Integrated Safety Data: Safety data from phase 2 and 3 studies of single- agent VELCADE 1.3 mg/m2/dose twice weekly for 2 weeks followed by a 10-day rest period in 1163 patients with multiple myeloma (N=1008) and mantle cell lymphoma (N=155) were integrated and tabulated. In these studies, the safety profile of VELCADE was similar in patients with multiple myeloma and mantle cell lymphoma. In the integrated analysis, the most commonly reported adverse events were asthenic conditions (including fatigue, malaise, and weakness) (64%), nausea (55%), diarrhea (52%), constipation (41%), peripheral neuropathy NEC (including peripheral sensory neuropathy and peripheral neuropathy aggravated) (39%), thrombocytopenia and appetite decreased (including anorexia) (each 36%), pyrexia (34%), vomiting (33%), and anemia (29%).

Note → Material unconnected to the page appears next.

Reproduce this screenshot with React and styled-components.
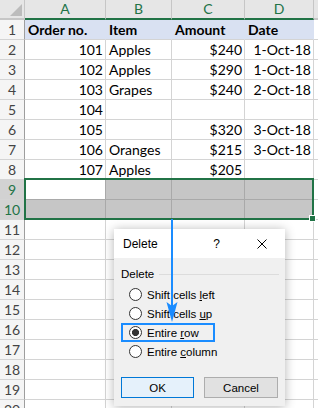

Twenty percent (20%) of patients experienced at least 1 episode of .Grade 4 toxicity, most commonly thrombocytopenia (5%) and neutropenia (3%). A total of 50% of patients experienced serious adverse events (SAEs) during the studies. The most commonly reported SAEs included pneumonia (7%), pyrexia (6%), diarrhea (5%), vomiting (4%), and nausea, dehydration, dyspnea and thrombocytopenia (each 3%). Adverse events thought by the investigator to be drug-related and leading to discontinuation occurred in 22% of patients. The reasons for discontinuation included peripheral neuropathy (8%), asthenic conditions (3%) and thrombocytopenia and diarrhea (each 2%). In total, 2% of the patients died and the cause of death was considered by the investigator to be possibly related to study drug: including reports of cardiac arrest, congestive heart failure, respiratory failure, renal failure, pneumonia and sepsis. This integrated analysis does not include the phase 3, VELCADE plus DOXIL study.